It’s all hitting the fan in South Africa and that’s before 60,000 delegates fly in for the huge talking shop that will be the World Summit on Sustainable Development coming up at the end of this month.

It all started when the ANC government (yes the same people that fought against Apartheid) began implementing a World Bank-influenced development model for Johannesburg which included privatization of public services. When the ANC first came to power in 1994, its Freedom Charter promised one million houses, universal and affordable electricity, a national health scheme and social security. But in 1996, the ANC was forced by powerful investors and the International Monetary Fund to adapt itself to the ‘realities’ of the global economy. Since then, health, welfare, education, electricity and housing budgets have been slashed. The gap between rich and poor has increased since the end of apartheid, with around 1 in 4 South Africans unemployed.

Now the social force that helped bring down apartheid is once again active in townships across the country – and this time the ANC isn’t taking too kindly to it.
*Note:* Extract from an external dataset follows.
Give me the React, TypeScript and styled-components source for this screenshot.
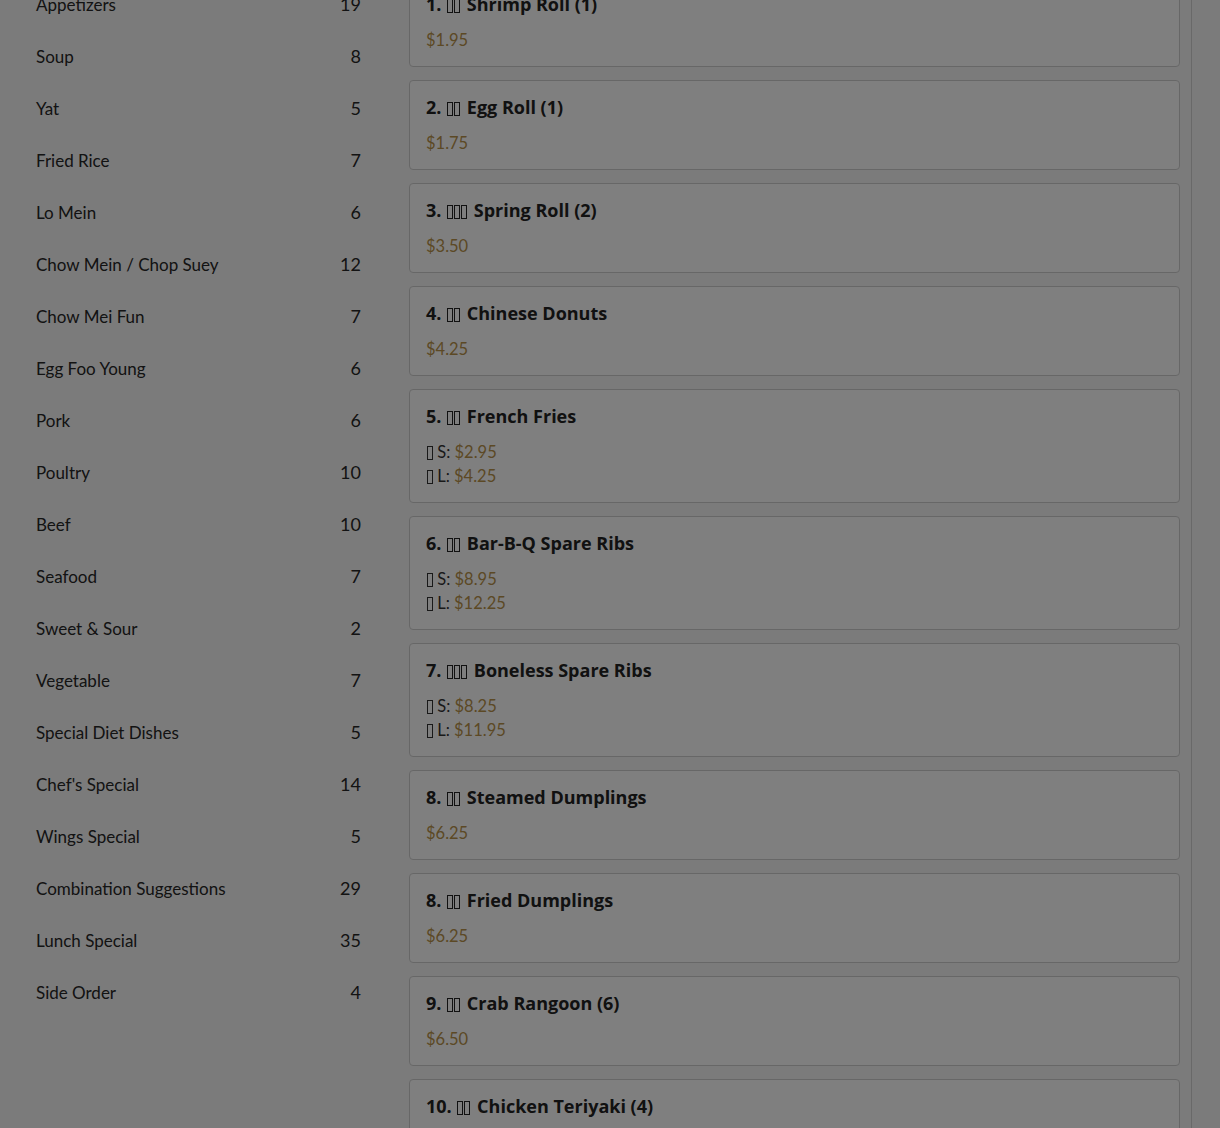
import React from "react";
import styled, { createGlobalStyle } from "styled-components";

const GlobalStyle = createGlobalStyle`
  html, body {
    margin: 0;
    padding: 0;
    background: #f6f6f6;
    font-family: Lato, "Noto Sans", sans-serif;
    color: #222;
    overflow: hidden;
  }
  * { box-sizing: border-box; }
`;

const Page = styled.div`
  display: flex;
  align-items: flex-start;
  gap: 48px;
  padding-left: 36px;
  margin-top: -23px;
  height: 1160px;
`;

const Sidebar = styled.nav`
  width: 325px;
  flex: none;
  display: flex;
  flex-direction: column;
  padding-top: 1px;
`;

const CategoryRow = styled.div`
  height: 52px;
  display: flex;
  align-items: center;
  justify-content: space-between;
  font-size: 17px;
  color: #262626;
`;

const Count = styled.span`
  font-size: 18px;
`;

const MenuColumn = styled.main`
  width: 783px;
  flex: none;
  align-self: stretch;
  border-right: 1px solid #d2d2d2;
  padding-right: 11px;
  display: flex;
  flex-direction: column;
  gap: 13px;
`;

const Card = styled.div`
  background: #fff;
  border: 1px solid #cfcfcf;
  border-radius: 4px;
  padding: 16px 16px 14px;
`;

const Title = styled.div`
  font-family: "Open Sans", Lato, sans-serif;
  font-size: 18px;
  font-weight: 700;
  line-height: 20px;
  margin-bottom: 14px;
  color: #222;
`;

const PriceLine = styled.div`
  font-size: 16.5px;
  line-height: 24px;
  color: #333;
`;

const Price = styled.span`
  color: #b8924a;
`;

const Tofu = styled.span<{ $h: number }>`
  display: inline-block;
  width: 6px;
  height: ${(p) => p.$h}px;
  border: 1px solid currentColor;
  margin: 0 0.5px;
  vertical-align: -2px;
`;

const TofuGroup = styled.span`
  margin-right: 2px;
`;

const Overlay = styled.div`
  position: fixed;
  inset: 0;
  background: rgba(0, 0, 0, 0.5);
`;

const categories: [string, number][] = [
  ["Appetizers", 19],
  ["Soup", 8],
  ["Yat", 5],
  ["Fried Rice", 7],
  ["Lo Mein", 6],
  ["Chow Mein / Chop Suey", 12],
  ["Chow Mei Fun", 7],
  ["Egg Foo Young", 6],
  ["Pork", 6],
  ["Poultry", 10],
  ["Beef", 10],
  ["Seafood", 7],
  ["Sweet & Sour", 2],
  ["Vegetable", 7],
  ["Special Diet Dishes", 5],
  ["Chef's Special", 14],
  ["Wings Special", 5],
  ["Combination Suggestions", 29],
  ["Lunch Special", 35],
  ["Side Order", 4],
];

type Item = {
  num: string;
  cjk: number;
  name: string;
  price?: string;
  small?: string;
  large?: string;
};

const items: Item[] = [
  { num: "1", cjk: 2, name: "Shrimp Roll (1)", price: "$1.95" },
  { num: "2", cjk: 2, name: "Egg Roll (1)", price: "$1.75" },
  { num: "3", cjk: 3, name: "Spring Roll (2)", price: "$3.50" },
  { num: "4", cjk: 2, name: "Chinese Donuts", price: "$4.25" },
  { num: "5", cjk: 2, name: "French Fries", small: "$2.95", large: "$4.25" },
  { num: "6", cjk: 2, name: "Bar-B-Q Spare Ribs", small: "$8.95", large: "$12.25" },
  { num: "7", cjk: 3, name: "Boneless Spare Ribs", small: "$8.25", large: "$11.95" },
  { num: "8", cjk: 2, name: "Steamed Dumplings", price: "$6.25" },
  { num: "8", cjk: 2, name: "Fried Dumplings", price: "$6.25" },
  { num: "9", cjk: 2, name: "Crab Rangoon (6)", price: "$6.50" },
  { num: "10", cjk: 2, name: "Chicken Teriyaki (4)", price: "$6.95" },
];

const Boxes = ({ n, h, gap }: { n: number; h: number; gap?: boolean }) => {
  const boxes = Array.from({ length: n }).map((_, i) => <Tofu key={i} $h={h} />);
  return gap ? <TofuGroup>{boxes}</TofuGroup> : <>{boxes}</>;
};

export default function App() {
  return (
    <>
      <GlobalStyle />
      <Page>
        <Sidebar>
          {categories.map(([name, count]) => (
            <CategoryRow key={name}>
              <span>{name}</span>
              <Count>{count}</Count>
            </CategoryRow>
          ))}
        </Sidebar>
        <MenuColumn>
          {items.map((it, idx) => (
            <Card key={idx}>
              <Title>
                {it.num}. <Boxes n={it.cjk} h={14} gap /> {it.name}
              </Title>
              {it.price ? (
                <PriceLine>
                  <Price>{it.price}</Price>
                </PriceLine>
              ) : (
                <>
                  <PriceLine>
                    <Boxes n={1} h={14} /> S: <Price>{it.small}</Price>
                  </PriceLine>
                  <PriceLine>
                    <Boxes n={1} h={14} /> L: <Price>{it.large}</Price>
                  </PriceLine>
                </>
              )}
            </Card>
          ))}
        </MenuColumn>
      </Page>
      <Overlay />
    </>
  );
}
Yesterday the trial began of 87 people arrested in April as part of an action organised by the Soweto Electricity Crisis Committee (SECC). The group had gathered in front of the mayor’s house to protest about people’s services being cut off. Some thought it would be good to give him a taste of what they have to put up with and tried to cut off his water and electricity when one of his bodyguards fired eight shots into the crowd, wounding two people. The protestors were then all nicked for public violence and damage to property. Most of the damage was done to the Mayor’s swimming pool, ironic since most of the people in Soweto can’t even afford to pay for drinking water.

On the official summit website they talk of “hundreds of millions of people living under conditions of abject poverty or experiencing highly unequal access to resources, living in inadequate human settlements — characterised by over-crowding, lack of access to basic infrastructure, services and economic opportunities, inadequate resources, environmental degradation, homelessness and social exclusion.”

And what would you do if some of these same people lived in your country, in townships just a few miles away from the conference centre? Well you would host a summit that costs £34 million pounds to talk about it of course! And who would you get this money from? From Eskom, the electricty company who’ve been busy helping people stay in abject poverty by pushing up bills past the point where people can afford to pay for them and then cutting their electricity supply off.

Sowoto?

Last September, 1800 houses in Tafelsig, a township near Cape Town, had their water cut off because they couldn’t afford to pay the bills the recently privatised company was demanding, some of which had increased about 400%. People who resisted were shot with live ammunition while riot cops protected the people who were busy disconnecting. Within weeks, a major cholera epidemic broke out because people were forced to use rivers and stagnant ponds for water. To date there have been more than 100,000 cases of cholera and 250 deaths.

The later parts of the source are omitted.